The framework includes a reproducible() context manager and a set_seed() utility that addresses the seeding part comprehensively:

python
import tgraphx as tgx
        
        with tgx.reproducible(seed=42, deterministic=True):
            result = tgx.classify_nodes(x=x, edge_index=ei, labels=y)
        

What this does:

  • Seeds Python's random, NumPy, PyTorch CPU RNG, PyTorch CUDA RNG (per device).
  • Sets torch.backends.cudnn.deterministic = True and benchmark = False.
  • Calls torch.use_deterministic_algorithms(True).
  • Writes a reproducibility_report.json alongside other run artifacts when used inside the TGraphX experiment runner.

The reproducibility_report.json records the system fingerprint: Python version, PyTorch version, CUDA version, GPU model, seed, deterministic flag, and a hash of installed package versions.

What the framework does NOT solve

tgx.reproducible() controls the things it has control over. It cannot:

  • Guarantee bit-identical results across different GPU models or CUDA versions.
  • Eliminate floating-point non-associativity in reductions on GPU.
  • Reproduce results from code that uses external libraries with their own RNG state.

These are fundamental properties of the hardware and broader ecosystem. The pragmatic standard for "reproducible" in GNN research is: same code, same data, same hardware family — same numbers within a small bounded tolerance.

A practical reproducibility checklist

Before publishing or sharing a GNN result, check:

  • Seeds are set for Python, NumPy, PyTorch, CUDA, and any data loaders.
  • torch.use_deterministic_algorithms(True) is called or the methodology explicitly acknowledges non-deterministic kernels.
  • The exact package versions are recorded (e.g., pip freeze > requirements_lock.txt).
  • The data preprocessing pipeline is in version control.
  • A run-level artifact is generated that captures system info, hyperparameters, and metrics.
  • The model checkpoint is small enough or hashed for verification.
  • At minimum 3 seeded runs are reported with mean and standard deviation.

The TGraphX experiment runner produces most of these artifacts automatically. If you write your own training loop, replicate the pattern.

Code snippet: a fully audit-able run

python
import tgraphx as tgx
        from tgraphx import set_seed
        
        set_seed(42, deterministic=True)
        
        with tgx.reproducible(seed=42, deterministic=True):
            g = tgx.Graph(x=x, edge_index=ei, labels=y)
            tgx.validate_graph(g, strict=True)
            result = tgx.classify_nodes(
                x=x, edge_index=ei, labels=y,
                model="tensor_gcn", seed=42, device="auto",
            )
        
        # Inspect the run directory
        print(tgx.audit_run_dir(result.run_dir))
        

audit_run_dir returns a summary of which expected artifacts are present and which are missing — a useful pre-submission check.

On benchmark claims

If you cannot reproduce your own result three times on your own hardware, do not publish it as a benchmark number. Use the variance across runs as the headline, not the best of three.
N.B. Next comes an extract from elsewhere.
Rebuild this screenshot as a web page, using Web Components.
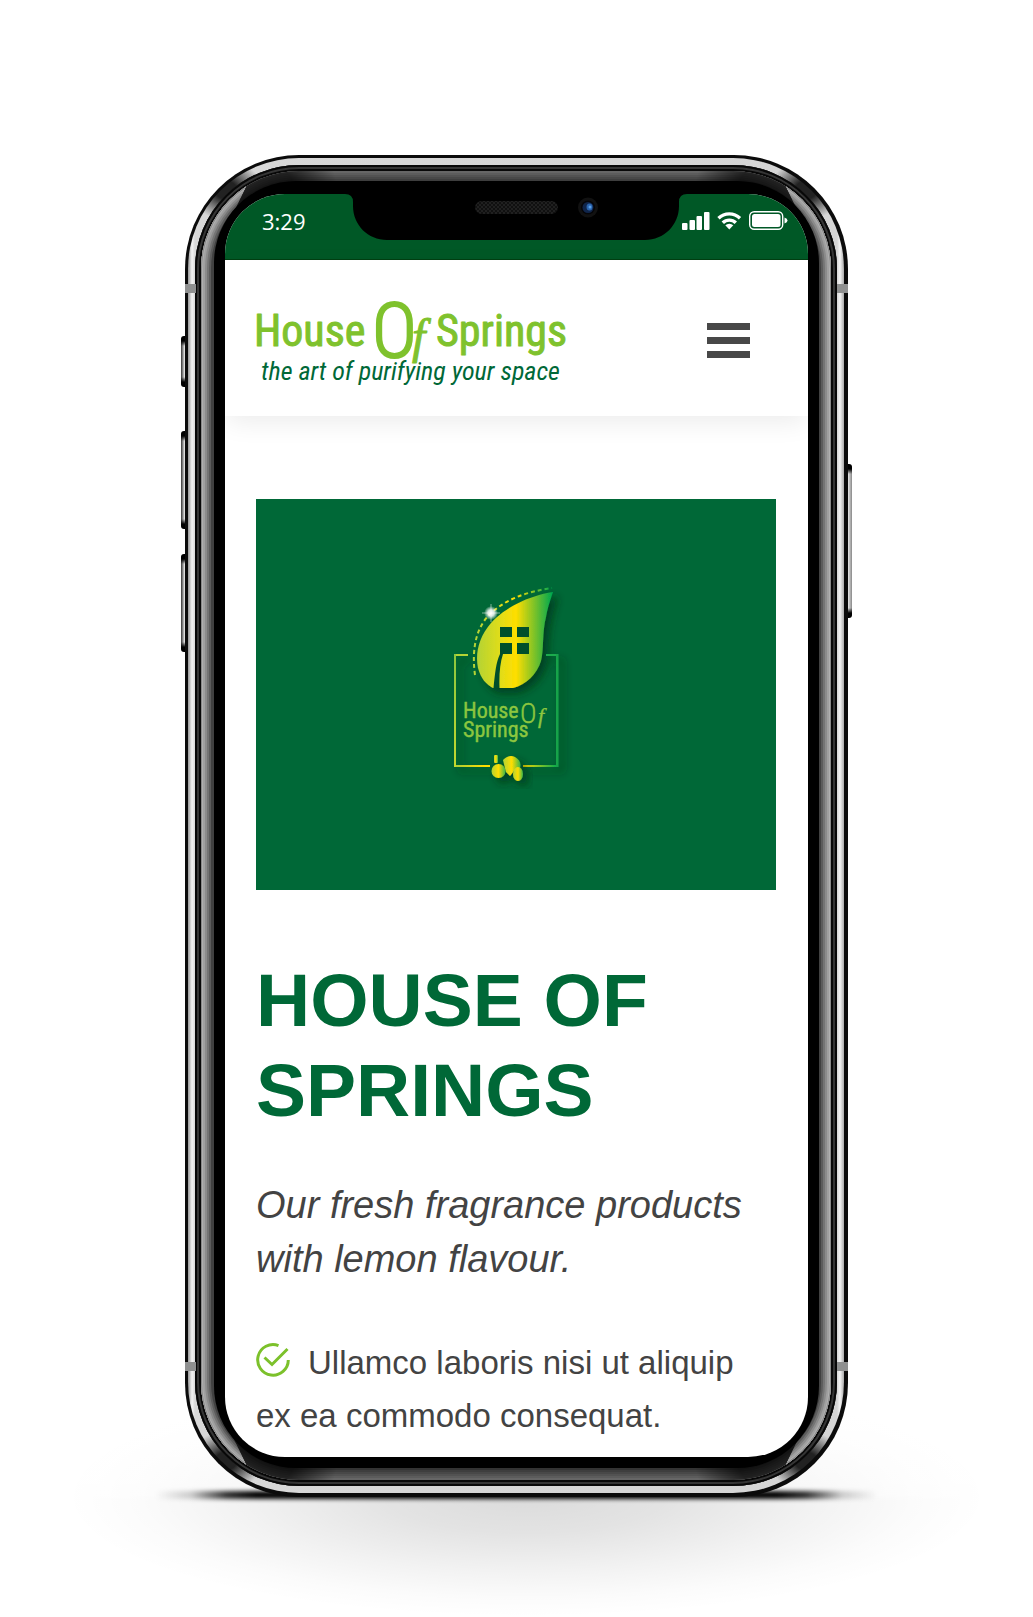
<!DOCTYPE html>
<html lang="en">
<head>
<meta charset="utf-8">
<meta name="viewport" content="width=device-width, initial-scale=1">
<title>House Of Springs</title>
<style>
  html { background: #fff; }
  body { margin: 0; font-family: "Liberation Sans", Arial, sans-serif; color: #434343; }
</style>
</head>
<body>
<product-stage>
  <phone-frame>
    <status-bar time="3:29"></status-bar>
    <site-header></site-header>
    <hero-banner></hero-banner>
    <product-intro>
      <span slot="title">House of Springs</span>
      <span slot="lead">Our fresh fragrance products with lemon flavour.</span>
      <check-item>Ullamco laboris nisi ut aliquip ex ea commodo consequat.</check-item>
    </product-intro>
  </phone-frame>
</product-stage>

<script>
const define = (name, html) => {
  const template = document.createElement('template');
  template.innerHTML = html;
  customElements.define(name, class extends HTMLElement {
    constructor() {
      super();
      this.attachShadow({ mode: 'open' }).append(template.content.cloneNode(true));
    }
    connectedCallback() {
      const clock = this.shadowRoot.querySelector('time');
      if (clock) clock.textContent = this.getAttribute('time');
    }
  });
};

define('product-stage', `
<style>
  :host { display: block; box-sizing: border-box; min-height: 100vh; padding: 155px 24px 120px; overflow: hidden; }
  .wrap { position: relative; max-width: 663px; margin: 0 auto; }
  .glow, .contact { position: absolute; z-index: 0; pointer-events: none; }
  .glow { left: -120px; right: -140px; bottom: -120px; height: 240px;
    background:
      linear-gradient(#fff 0, rgba(255,255,255,.45) 49%, transparent 52%),
      radial-gradient(ellipse closest-side at 50% 50%, rgba(0,0,0,.14), rgba(0,0,0,.11) 30%, rgba(0,0,0,.05) 62%, rgba(0,0,0,.015) 84%, transparent); }
  .contact { left: -30px; right: -30px; bottom: -2px; height: 8px;
    background: linear-gradient(90deg, transparent, rgba(0,0,0,.18) 5%, rgba(0,0,0,.8) 10%, #000 14%, #000 86%, rgba(0,0,0,.8) 90%, rgba(0,0,0,.18) 95%, transparent); filter: blur(2px); }
  slot { display: block; position: relative; z-index: 1; }
</style>
<div class="wrap"><div class="glow"></div><div class="contact"></div><slot></slot></div>`);

define('phone-frame', `
<style>
  :host { display: block; position: relative; }
  .edge { background: #0b0b0b; border-radius: 114px; padding: 3px 4px 4px 3px; position: relative; }
  .steel { border-radius: 111px; padding: 7px;
    background:
      radial-gradient(ellipse 36px 30px at 38px 32px, #222 30%, transparent),
      radial-gradient(ellipse 36px 30px at calc(100% - 38px) 32px, #222 30%, transparent),
      radial-gradient(ellipse 36px 30px at 38px calc(100% - 32px), #222 30%, transparent),
      radial-gradient(ellipse 36px 30px at calc(100% - 38px) calc(100% - 32px), #222 30%, transparent),
      linear-gradient(90deg, #999 0, #f4f4f4 4px, #d8d8d8 7px, #d5d5d5 calc(100% - 7px), #f4f4f4 calc(100% - 4px), #aaa); }
  .seam { border-radius: 104px; padding: 6px; background: #080808; box-shadow: inset 0 0 0 2px #080808, inset 0 0 0 4px #353535; }
  .bezel { position: relative; border-radius: 98px; padding: 10px 12px 12px 13px; background: #333;
    box-shadow: inset 0 0 0 2px #666, inset 0 0 0 4px #5c5c5c, inset 0 0 0 6px #525252, inset 0 0 0 8px #484848, inset 0 0 0 10px #3e3e3e; }
  .bezel::after { content: ""; position: absolute; inset: 0; border-radius: inherit; pointer-events: none;
    background:
      radial-gradient(circle 70px at 66px 22px, #000a 40%, transparent),
      radial-gradient(circle 70px at calc(100% - 66px) 22px, #000a 40%, transparent),
      radial-gradient(circle 70px at 66px calc(100% - 22px), #000a 40%, transparent),
      radial-gradient(circle 70px at calc(100% - 66px) calc(100% - 22px), #000a 40%, transparent); }
  .bezel::before { content: ""; position: absolute; inset: 0; border-radius: inherit; z-index: 1; pointer-events: none;
    box-shadow: inset 0 0 0 1px #888, inset 0 0 0 2px #b0b0b0, inset 0 0 0 4px #a0a0a0, inset 0 0 0 6px #8b8b8b, inset 0 0 0 8px #747474, inset 0 0 0 10px #5c5c5c, inset 0 0 0 13px #414141;
    clip-path: polygon(0 0, 48px 9px, 38px 30px, 24px 60px, 13px 110px, 13px calc(100% - 110px), 24px calc(100% - 60px), 38px calc(100% - 30px), 48px calc(100% - 9px), 0 100%, 100% 100%, calc(100% - 48px) calc(100% - 9px), calc(100% - 38px) calc(100% - 30px), calc(100% - 24px) calc(100% - 60px), calc(100% - 13px) calc(100% - 110px), calc(100% - 13px) 110px, calc(100% - 24px) 60px, calc(100% - 38px) 30px, calc(100% - 48px) 9px, 100% 0, 100% 100%, 0 100%); }
  .glass { position: relative; z-index: 2; border-radius: 82px; padding: 13px 11px 11px; background: #000; }
  .screen { border-radius: 60px; background: #fff; overflow: hidden; }
  .key { position: absolute; width: 7px; border-radius: 3px;
    background: linear-gradient(#000 5px, transparent 10px, transparent calc(100% - 10px), #000 calc(100% - 5px)), linear-gradient(90deg, #333, #ddd 50%, #888); }
  .left { left: -4px; } .right { right: -4px; }
  .mute { top: 181px; height: 51px; } .up { top: 276px; height: 98px; } .down { top: 399px; height: 98px; } .power { top: 309px; height: 154px; }
  .band { position: absolute; width: 11px; height: 9px; background: #8f9090; z-index: 3; }
  .bl { left: 0; } .br { right: 0; } .bt { top: 129px; } .bb { bottom: 126px; }
</style>
<i class="key left mute"></i><i class="key left up"></i><i class="key left down"></i><i class="key right power"></i>
<div class="edge">
  <i class="band bl bt"></i><i class="band br bt"></i><i class="band bl bb"></i><i class="band br bb"></i>
  <div class="steel"><div class="seam"><div class="bezel"><div class="glass"><div class="screen"><slot></slot></div></div></div></div></div>
</div>`);

define('status-bar', `
<style>
  :host { display: flex; justify-content: space-between; align-items: flex-start; position: relative; box-sizing: border-box; height: 66px;
    padding: 12px 20px 0 37px; background: #005826; color: #fff; border-bottom: 1px solid #003f12; }
  time { font: 22px/30px "Open Sans", "Noto Sans", sans-serif; }
  .notch { position: absolute; top: 0; left: 50%; margin-left: -172px; }
  .icons { margin-top: 4px; }
  svg { display: block; }
</style>
<time></time>
<svg class="notch" width="342" height="46" viewBox="0 0 342 46" aria-hidden="true">
  <defs><pattern id="mesh" width="4" height="4" patternUnits="userSpaceOnUse"><rect width="4" height="4" fill="#101010"/><circle cx="1" cy="1" r=".8" fill="#333"/><circle cx="3" cy="3" r=".8" fill="#333"/></pattern></defs>
  <path d="M0 0h342q-8 0-8 8v4c0 19-15 34-34 34H42C23 46 8 31 8 12V8q0-8-8-8z"/>
  <rect x="130" y="7" width="83" height="13" rx="6.5" fill="url(#mesh)"/>
  <circle cx="243" cy="13.500" r="10" fill="#111"/><circle cx="243" cy="13.500" r="7" fill="#050508"/><circle cx="243" cy="13.500" r="5.500" fill="#10254a"/><ellipse cx="244.500" cy="13" rx="3" ry="3.500" fill="#2a64ad"/><circle cx="245" cy="13" r="1.500" fill="#5aa0e8"/>
</svg>
<svg class="icons" width="106" height="20" viewBox="0 0 106 20" fill="#fff" role="img" aria-label="Signal, Wi-Fi, battery">
  <rect x="0" y="13" width="5.500" height="7" rx="1"/><rect x="7.500" y="10" width="5.500" height="10" rx="1"/><rect x="14.500" y="6" width="5.500" height="14" rx="1"/><rect x="22" y="2" width="5.500" height="18" rx="1"/>
  <g fill="none" stroke="#fff" stroke-width="3.400"><path d="M36.500 8.200a15.600 15.600 0 0 1 21.500 0"/><path d="M40.800 12.800a9.200 9.200 0 0 1 13 0"/></g><path d="M47.300 19.500l-4-4.200a5.800 5.800 0 0 1 8 0z"/>
  <rect x="67.700" y="1.700" width="33" height="17.500" rx="4.500" fill="none" stroke="#fff" stroke-width="1.400"/><rect x="70" y="4" width="28.500" height="13" rx="2.500"/><path d="M102.500 7.500q3 1 3 3t-3 3z"/>
</svg>`);

define('site-header', `
<style>
  :host { display: flex; align-items: center; justify-content: space-between; box-sizing: border-box; height: 156px; padding: 4px 58px 0 28px;
    position: relative; background: #fff; box-shadow: 0 8px 24px -2px rgba(0,0,0,.08); }
  svg { display: block; overflow: visible; }
  a { display: block; }
  text { font-family: "Roboto Condensed", Roboto, "Liberation Sans", sans-serif; }
  button { display: flex; flex-direction: column; gap: 7px; border: 0; padding: 0; background: none; width: 43px; }
  button i { height: 7px; width: 100%; background: #484848; }
</style>
<a href="#" aria-label="House Of Springs">
<svg width="320" height="120" viewBox="252 280 320 120">
  <g fill="#7fc22d" stroke="#7fc22d" stroke-linejoin="round">
    <text x="253" y="346" font-size="44" stroke-width="1">House</text>
    <text x="435" y="346" font-size="44" stroke-width="1">Springs</text>
    <text x="371" y="357" font-size="76" font-weight="300" stroke-width="2">O</text>
    <text x="411" y="353" font-size="48" stroke-width="1" style="font-family:'Liberation Serif',serif;font-style:italic">f</text>
  </g>
  <text x="260" y="380" font-size="26" font-style="italic" fill="#006837">the art of purifying your space</text>
</svg></a>
<button type="button" aria-label="Menu"><i></i><i></i><i></i></button>`);

define('hero-banner', `
<style>
  :host { display: flex; align-items: center; justify-content: center; margin: 83px 32px 0 31px; min-height: 391px; background: #006837; }
  svg { display: block; }
  text { font-family: "Roboto Condensed", Roboto, "Liberation Sans", sans-serif; }
</style>
<svg width="173" height="249" viewBox="0 0 173 249">
  <defs>
    <linearGradient id="leaf" gradientUnits="userSpaceOnUse" x1="47" y1="0" x2="122" y2="0"><stop offset="0" stop-color="#b4d334"/><stop offset=".28" stop-color="#dcdc1c"/><stop offset=".52" stop-color="#ffde00"/><stop offset="1" stop-color="#00a84f"/></linearGradient>
    <linearGradient id="line" gradientUnits="userSpaceOnUse" x1="24" y1="0" x2="128" y2="0"><stop offset="0" stop-color="#a6ce39"/><stop offset=".3" stop-color="#ffde00"/><stop offset=".65" stop-color="#ffde00"/><stop offset="1" stop-color="#00a84f"/></linearGradient>
    <linearGradient id="side" x1="0" y1="0" x2="0" y2="1"><stop offset="0" stop-color="#8cc63f"/><stop offset="1" stop-color="#c4d82e"/></linearGradient>
    <linearGradient id="lemon"><stop offset="0" stop-color="#b4d334"/><stop offset=".5" stop-color="#ffde00"/><stop offset="1" stop-color="#3ab54a"/></linearGradient>
    <radialGradient id="glint"><stop offset="0" stop-color="#fff"/><stop offset=".45" stop-color="#fff" stop-opacity=".85"/><stop offset="1" stop-color="#fff" stop-opacity="0"/></radialGradient>
    <filter id="shade" x="-30%" y="-30%" width="160%" height="160%"><feDropShadow dx="5" dy="5" stdDeviation="4" flood-color="#002a14" flood-opacity=".65"/></filter>
  </defs>
  <g filter="url(#shade)">
    <path d="M38 85H25" fill="none" stroke-width="2" stroke="#b4d334"/><path d="M116 85h12" fill="none" stroke-width="2" stroke="#1bab4d"/>
    <rect x="24" y="195" width="36" height="2" fill="url(#line)"/><rect x="93" y="195" width="35" height="2" fill="url(#line)"/>
    <rect x="24" y="84" width="2" height="113" fill="url(#side)"/><rect x="126" y="84" width="2.500" height="113" fill="#17a34a"/>
    <path d="M123 22C98 26 74 38 61 53C49 67 45 83 48 98C51 109 56 114 63 118H83C96 115 107 104 111 91C114 80 112 62 116 47C118 36 121 28 123 22z" fill="url(#leaf)"/>
  </g>
  <path d="M45 105C41 75 48 56 60 44C76 29 96 22 122 18" fill="none" stroke="url(#leaf)" stroke-width="2" stroke-dasharray="4 3"/>
  <path d="M70 57h12v10H70zM87 57h12v10H87zM87 73h12v11H87zM70 73h12v11H73C70 93 69 105 69.500 118H63.500C65 104 66 92 70 84z" fill="#004f2b"/>
  <circle cx="61" cy="43" r="7" fill="url(#glint)"/><path d="M61 34v18M52 43h18" stroke="#fff" stroke-width=".7" opacity=".7"/>
  <g fill="#8cc63f" stroke="#8cc63f" stroke-width=".4">
    <text x="33" y="148" font-size="22">House</text>
    <text x="33" y="167" font-size="22">Springs</text>
    <text x="90" y="153" font-size="28" font-weight="300">O</text>
    <text x="108" y="153" font-size="22" style="font-family:'Liberation Serif',serif;font-style:italic">f</text>
  </g>
  <g fill="url(#lemon)" filter="url(#shade)"><circle cx="68.500" cy="201" r="7"/><rect x="64" y="185" width="4" height="8" rx="1"/><path d="M73 190q6-6 12-3q7 4 5 11l-6 3-4 5-4-4z"/><ellipse cx="88" cy="204" rx="5" ry="7"/></g>
</svg>`);

define('product-intro', `
<style>
  :host { display: block; padding: 65px 32px 15px 31px; }
  h1 { margin: 0 0 43px; font-size: 75px; line-height: 90px; font-weight: 700; color: #006837; text-transform: uppercase; }
  p { margin: 0 0 50px; font-size: 38px; line-height: 54px; font-style: italic; }
</style>
<h1><slot name="title"></slot></h1>
<p><slot name="lead"></slot></p>
<div role="list"><slot></slot></div>`);

define('check-item', `
<style>
  :host { display: block; font-size: 33px; line-height: 53px; padding-right: 16px; }
  svg { width: 34px; height: 34px; margin-right: 18px; vertical-align: -3px; }
</style>
<svg viewBox="0 0 34 34" fill="none" stroke="#7cc12b" stroke-width="3" aria-hidden="true"><path d="M22.500 2.600A15.300 15.300 0 1 0 32.300 17"/><path d="M8.500 14.500l7.500 7L31.500 6"/></svg><slot></slot>`);

document.querySelectorAll('check-item').forEach(item => item.setAttribute('role', 'listitem'));
</script>
</body>
</html>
This is not a TGraphX-specific principle. It is a basic standard the field should adopt more consistently, and one that the framework's tooling makes easier to follow.


FAQ

Q: Does deterministic=True always work?
A: Not always. Some PyTorch operations have no deterministic implementation and will raise a RuntimeError when you enable strict determinism. The warning message points to the operation and a recommended workaround.

Q: Why does my run still differ slightly across machines?
A: GPU floating-point reductions are not associative. Different GPU models produce slightly different sums for the same operation. This is a hardware fact, not a software bug.

Q: Is there a recommended way to report variance?
A: Run with at least 3 different seeds (5 is better) and report mean ± standard deviation. Most TGraphX example scripts demonstrate this pattern.

Q: Where do reproducibility artifacts get written?
A: When you use the experiment runner or tgx.classify_nodes(), artifacts are written to a per-run directory under runs/. The reproducibility_report.json and experiment_config.json are at the root of that directory.

Q: What if my data preprocessing is non-deterministic?
A: Cache the preprocessed data with a hash of the inputs and seed. Use the cached version in subsequent runs. Document the preprocessing seed.